== Instructions to follow ==
Where a line of the listing below includes the word "components", reproduce that line.

------------------------------

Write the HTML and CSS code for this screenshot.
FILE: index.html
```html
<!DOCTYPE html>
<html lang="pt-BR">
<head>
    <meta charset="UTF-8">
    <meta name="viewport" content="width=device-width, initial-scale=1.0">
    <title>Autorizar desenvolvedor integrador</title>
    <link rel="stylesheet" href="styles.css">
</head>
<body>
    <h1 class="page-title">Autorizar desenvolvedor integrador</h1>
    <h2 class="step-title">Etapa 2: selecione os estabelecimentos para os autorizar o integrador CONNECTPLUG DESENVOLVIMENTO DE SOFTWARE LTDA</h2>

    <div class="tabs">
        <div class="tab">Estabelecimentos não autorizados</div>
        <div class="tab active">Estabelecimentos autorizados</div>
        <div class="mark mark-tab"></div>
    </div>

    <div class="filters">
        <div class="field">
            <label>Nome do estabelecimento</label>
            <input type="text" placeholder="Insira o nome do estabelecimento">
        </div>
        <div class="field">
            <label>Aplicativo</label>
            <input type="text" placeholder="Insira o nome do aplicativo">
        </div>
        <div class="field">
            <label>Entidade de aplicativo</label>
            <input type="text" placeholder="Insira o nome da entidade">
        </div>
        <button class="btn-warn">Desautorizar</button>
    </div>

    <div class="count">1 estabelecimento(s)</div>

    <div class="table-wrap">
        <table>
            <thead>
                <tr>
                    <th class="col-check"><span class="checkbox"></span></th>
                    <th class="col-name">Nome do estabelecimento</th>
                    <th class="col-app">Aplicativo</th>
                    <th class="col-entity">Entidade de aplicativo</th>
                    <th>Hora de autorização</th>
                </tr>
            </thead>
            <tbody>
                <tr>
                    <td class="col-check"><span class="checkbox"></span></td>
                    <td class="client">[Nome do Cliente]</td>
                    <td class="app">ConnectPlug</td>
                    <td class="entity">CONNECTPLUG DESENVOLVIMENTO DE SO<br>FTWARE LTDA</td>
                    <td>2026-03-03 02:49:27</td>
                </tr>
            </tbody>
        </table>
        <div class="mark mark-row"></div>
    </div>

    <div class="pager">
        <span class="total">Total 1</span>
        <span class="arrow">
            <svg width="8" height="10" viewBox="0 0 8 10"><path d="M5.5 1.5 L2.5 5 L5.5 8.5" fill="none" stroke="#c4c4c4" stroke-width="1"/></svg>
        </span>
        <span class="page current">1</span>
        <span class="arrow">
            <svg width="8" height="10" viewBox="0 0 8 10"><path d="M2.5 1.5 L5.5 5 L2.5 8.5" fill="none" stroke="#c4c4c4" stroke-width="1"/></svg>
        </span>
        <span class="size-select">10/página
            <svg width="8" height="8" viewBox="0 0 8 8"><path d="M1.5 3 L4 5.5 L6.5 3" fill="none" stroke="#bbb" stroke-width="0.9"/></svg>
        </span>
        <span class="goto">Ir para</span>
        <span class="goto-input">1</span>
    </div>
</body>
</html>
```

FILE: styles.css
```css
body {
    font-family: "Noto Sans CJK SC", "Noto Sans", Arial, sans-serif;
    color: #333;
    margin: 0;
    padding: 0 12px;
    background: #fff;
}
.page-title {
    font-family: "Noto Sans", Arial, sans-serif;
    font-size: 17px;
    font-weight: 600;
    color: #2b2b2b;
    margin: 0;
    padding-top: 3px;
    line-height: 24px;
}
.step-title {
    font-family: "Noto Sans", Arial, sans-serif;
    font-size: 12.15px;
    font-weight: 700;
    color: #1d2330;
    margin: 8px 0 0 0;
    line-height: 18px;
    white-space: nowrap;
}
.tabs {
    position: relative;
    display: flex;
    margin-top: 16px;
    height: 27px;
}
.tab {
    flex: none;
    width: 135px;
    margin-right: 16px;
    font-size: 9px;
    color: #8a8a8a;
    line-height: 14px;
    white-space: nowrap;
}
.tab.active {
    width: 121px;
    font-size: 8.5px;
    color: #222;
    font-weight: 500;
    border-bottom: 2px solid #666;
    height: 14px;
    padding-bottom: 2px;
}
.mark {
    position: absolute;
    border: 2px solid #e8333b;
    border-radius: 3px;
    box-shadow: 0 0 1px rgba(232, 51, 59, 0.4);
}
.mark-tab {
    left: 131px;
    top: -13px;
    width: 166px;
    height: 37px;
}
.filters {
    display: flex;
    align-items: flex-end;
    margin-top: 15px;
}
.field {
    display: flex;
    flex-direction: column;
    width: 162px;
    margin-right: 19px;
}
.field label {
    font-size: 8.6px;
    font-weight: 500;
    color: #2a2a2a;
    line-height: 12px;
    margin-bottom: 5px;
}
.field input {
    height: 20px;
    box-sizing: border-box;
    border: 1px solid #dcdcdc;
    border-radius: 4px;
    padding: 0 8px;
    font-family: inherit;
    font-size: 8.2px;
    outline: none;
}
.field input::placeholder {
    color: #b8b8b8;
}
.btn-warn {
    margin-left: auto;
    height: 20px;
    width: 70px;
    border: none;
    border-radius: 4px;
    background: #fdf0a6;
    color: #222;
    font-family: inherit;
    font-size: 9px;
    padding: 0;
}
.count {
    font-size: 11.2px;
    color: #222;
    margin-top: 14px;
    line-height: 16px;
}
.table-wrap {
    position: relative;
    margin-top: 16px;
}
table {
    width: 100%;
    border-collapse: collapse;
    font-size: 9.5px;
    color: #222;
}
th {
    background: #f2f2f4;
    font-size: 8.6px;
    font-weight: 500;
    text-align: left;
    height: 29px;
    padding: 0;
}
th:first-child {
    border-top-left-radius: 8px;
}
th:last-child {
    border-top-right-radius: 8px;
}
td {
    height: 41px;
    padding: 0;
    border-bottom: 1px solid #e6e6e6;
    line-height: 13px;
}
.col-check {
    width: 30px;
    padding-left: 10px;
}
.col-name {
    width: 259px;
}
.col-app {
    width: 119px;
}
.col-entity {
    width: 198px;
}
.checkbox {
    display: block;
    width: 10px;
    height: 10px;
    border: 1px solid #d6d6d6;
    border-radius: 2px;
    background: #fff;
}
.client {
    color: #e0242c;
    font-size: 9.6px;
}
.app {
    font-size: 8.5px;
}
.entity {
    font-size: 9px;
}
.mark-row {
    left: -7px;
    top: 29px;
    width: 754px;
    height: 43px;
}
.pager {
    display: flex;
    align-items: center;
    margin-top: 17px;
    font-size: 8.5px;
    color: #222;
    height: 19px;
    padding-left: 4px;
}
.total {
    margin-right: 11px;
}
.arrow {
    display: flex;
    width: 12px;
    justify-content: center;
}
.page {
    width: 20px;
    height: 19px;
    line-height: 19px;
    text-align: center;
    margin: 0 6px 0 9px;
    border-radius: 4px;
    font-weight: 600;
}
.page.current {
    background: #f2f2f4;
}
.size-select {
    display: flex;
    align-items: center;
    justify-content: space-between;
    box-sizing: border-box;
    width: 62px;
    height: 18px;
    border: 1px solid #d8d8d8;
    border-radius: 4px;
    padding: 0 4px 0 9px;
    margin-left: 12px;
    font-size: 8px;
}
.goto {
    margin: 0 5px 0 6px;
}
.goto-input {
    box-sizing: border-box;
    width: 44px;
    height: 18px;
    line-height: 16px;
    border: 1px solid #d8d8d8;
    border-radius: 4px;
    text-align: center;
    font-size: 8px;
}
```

------------------------------

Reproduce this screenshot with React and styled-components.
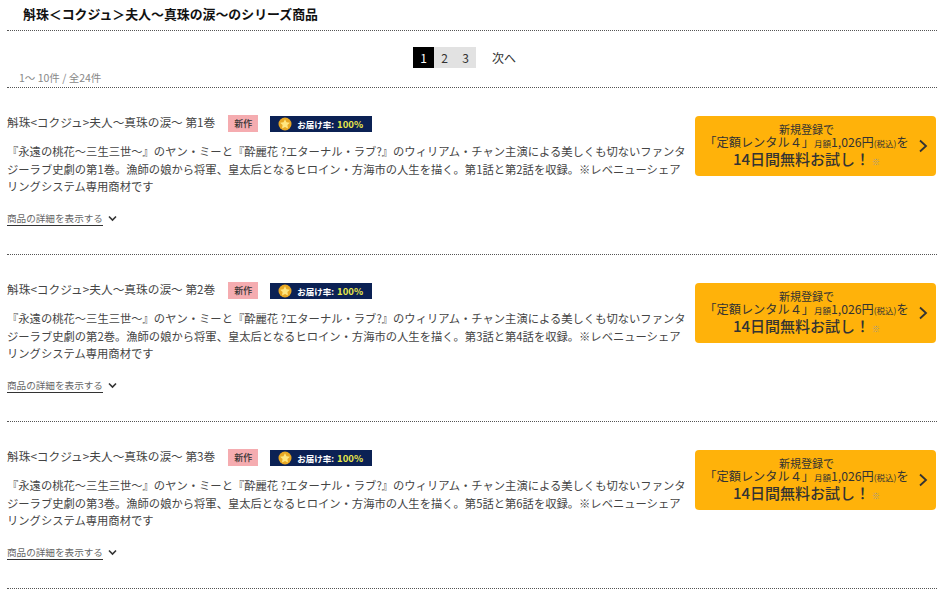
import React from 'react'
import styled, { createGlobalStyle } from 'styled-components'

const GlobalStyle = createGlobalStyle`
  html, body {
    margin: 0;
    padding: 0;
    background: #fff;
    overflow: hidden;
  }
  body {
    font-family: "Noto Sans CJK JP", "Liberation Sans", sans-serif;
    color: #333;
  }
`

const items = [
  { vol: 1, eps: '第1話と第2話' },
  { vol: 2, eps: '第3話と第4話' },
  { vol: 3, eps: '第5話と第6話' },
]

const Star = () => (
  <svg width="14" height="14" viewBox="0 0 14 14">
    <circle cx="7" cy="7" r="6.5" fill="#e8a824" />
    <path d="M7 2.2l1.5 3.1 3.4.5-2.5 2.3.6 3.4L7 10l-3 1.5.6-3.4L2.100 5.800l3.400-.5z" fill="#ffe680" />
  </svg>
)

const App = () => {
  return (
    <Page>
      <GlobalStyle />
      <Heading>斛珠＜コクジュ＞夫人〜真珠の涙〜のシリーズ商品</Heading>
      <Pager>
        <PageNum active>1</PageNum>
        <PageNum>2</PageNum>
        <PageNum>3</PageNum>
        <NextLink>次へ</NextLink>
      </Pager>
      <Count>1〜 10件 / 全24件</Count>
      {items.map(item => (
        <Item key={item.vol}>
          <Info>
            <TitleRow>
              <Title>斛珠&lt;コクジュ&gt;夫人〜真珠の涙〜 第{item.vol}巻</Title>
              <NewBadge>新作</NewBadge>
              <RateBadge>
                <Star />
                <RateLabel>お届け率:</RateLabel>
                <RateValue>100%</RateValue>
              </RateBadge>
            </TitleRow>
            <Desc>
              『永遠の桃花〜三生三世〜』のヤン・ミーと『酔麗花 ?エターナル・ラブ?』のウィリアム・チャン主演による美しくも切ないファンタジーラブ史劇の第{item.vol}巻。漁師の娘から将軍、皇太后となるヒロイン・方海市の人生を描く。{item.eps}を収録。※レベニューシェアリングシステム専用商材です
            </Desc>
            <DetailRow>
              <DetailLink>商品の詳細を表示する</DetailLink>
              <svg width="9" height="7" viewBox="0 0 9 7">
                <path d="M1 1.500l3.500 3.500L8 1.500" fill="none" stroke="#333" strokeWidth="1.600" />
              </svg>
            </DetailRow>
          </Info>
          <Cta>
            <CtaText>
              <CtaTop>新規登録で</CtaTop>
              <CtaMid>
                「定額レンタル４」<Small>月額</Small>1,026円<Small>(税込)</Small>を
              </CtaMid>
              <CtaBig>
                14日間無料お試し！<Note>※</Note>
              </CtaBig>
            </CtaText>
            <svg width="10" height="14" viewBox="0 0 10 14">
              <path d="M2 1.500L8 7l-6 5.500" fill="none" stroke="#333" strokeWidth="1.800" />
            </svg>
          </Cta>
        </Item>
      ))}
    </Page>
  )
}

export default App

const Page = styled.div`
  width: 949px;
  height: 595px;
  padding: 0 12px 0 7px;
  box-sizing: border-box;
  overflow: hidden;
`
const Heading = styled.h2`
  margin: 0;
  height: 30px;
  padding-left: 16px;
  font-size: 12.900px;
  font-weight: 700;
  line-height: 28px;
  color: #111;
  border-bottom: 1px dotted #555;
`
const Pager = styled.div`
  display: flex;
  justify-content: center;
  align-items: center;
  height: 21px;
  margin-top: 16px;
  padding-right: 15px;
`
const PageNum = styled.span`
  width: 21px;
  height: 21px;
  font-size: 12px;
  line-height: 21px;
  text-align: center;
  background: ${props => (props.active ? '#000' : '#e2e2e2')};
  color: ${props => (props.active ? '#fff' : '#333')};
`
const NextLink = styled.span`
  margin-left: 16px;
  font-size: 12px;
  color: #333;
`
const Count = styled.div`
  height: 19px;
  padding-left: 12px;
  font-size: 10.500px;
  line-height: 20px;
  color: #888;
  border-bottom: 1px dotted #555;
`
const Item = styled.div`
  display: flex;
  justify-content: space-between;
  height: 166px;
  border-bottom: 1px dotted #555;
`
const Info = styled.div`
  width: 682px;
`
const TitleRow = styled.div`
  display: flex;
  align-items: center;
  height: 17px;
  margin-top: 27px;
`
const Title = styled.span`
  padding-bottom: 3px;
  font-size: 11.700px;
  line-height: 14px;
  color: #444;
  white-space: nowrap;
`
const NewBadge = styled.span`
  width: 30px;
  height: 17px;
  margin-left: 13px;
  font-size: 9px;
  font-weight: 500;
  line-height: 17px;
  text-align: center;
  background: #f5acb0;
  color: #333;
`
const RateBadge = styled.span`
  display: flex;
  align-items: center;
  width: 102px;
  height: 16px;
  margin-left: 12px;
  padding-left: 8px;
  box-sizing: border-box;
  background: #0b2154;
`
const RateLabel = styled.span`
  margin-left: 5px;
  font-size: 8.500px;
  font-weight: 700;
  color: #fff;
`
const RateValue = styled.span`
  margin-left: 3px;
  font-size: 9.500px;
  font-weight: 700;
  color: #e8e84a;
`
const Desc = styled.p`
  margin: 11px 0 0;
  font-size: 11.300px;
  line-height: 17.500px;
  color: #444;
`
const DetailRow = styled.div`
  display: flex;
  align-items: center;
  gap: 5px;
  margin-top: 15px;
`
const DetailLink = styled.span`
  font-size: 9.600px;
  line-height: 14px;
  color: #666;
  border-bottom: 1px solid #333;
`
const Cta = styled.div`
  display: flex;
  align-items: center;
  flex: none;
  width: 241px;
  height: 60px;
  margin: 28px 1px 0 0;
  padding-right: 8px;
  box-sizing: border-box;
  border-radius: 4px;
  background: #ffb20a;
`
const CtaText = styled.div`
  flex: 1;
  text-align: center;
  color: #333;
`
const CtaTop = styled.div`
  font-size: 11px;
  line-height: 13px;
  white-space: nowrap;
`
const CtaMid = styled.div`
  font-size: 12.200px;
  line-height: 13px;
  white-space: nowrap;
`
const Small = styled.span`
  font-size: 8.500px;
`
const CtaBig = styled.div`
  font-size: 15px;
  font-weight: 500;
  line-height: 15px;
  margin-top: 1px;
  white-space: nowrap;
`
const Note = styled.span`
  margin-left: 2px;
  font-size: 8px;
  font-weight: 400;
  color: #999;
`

------------------------------

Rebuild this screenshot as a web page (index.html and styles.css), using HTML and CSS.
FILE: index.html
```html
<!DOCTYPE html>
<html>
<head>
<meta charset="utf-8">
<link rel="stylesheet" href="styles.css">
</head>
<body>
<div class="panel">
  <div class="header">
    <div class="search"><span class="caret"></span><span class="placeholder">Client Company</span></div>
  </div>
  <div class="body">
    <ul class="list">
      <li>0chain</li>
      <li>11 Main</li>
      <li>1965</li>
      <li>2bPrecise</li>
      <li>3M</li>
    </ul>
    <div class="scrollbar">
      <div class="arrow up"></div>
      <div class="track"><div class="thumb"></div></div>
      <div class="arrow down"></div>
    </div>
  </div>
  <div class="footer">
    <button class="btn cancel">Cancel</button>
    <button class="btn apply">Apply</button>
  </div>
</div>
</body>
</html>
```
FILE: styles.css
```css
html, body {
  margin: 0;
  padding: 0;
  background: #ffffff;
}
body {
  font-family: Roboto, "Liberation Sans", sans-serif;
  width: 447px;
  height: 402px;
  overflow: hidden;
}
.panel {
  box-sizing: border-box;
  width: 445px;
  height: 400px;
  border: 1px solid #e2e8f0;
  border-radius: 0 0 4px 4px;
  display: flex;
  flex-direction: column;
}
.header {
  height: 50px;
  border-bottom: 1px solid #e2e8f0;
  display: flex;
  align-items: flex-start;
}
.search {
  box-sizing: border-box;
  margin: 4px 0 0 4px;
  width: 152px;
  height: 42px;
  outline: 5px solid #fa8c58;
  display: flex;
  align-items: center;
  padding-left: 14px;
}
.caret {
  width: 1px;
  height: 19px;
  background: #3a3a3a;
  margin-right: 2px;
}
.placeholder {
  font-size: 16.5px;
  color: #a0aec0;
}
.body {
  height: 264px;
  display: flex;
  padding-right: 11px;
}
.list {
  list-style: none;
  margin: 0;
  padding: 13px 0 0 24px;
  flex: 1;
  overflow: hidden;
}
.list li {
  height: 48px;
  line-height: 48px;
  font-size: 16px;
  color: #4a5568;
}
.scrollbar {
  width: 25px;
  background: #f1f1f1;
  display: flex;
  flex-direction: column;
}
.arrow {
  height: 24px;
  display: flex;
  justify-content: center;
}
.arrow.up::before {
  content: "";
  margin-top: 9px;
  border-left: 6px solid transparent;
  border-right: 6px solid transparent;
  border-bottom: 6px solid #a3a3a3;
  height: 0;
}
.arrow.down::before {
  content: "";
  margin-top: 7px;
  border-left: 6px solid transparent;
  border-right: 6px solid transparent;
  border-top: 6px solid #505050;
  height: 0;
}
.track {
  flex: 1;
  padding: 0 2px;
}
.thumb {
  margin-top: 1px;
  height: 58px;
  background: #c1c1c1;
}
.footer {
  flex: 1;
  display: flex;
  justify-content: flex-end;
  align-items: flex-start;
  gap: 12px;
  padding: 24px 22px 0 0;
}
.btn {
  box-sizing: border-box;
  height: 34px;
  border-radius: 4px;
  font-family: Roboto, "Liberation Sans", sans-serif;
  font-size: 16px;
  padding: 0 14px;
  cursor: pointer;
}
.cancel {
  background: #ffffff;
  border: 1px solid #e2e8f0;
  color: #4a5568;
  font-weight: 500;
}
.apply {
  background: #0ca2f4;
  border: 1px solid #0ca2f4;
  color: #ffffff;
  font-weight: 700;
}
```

------------------------------

== Task response ==
Reproduce this screenshot with React and styled-components.
import styled, { createGlobalStyle } from 'styled-components'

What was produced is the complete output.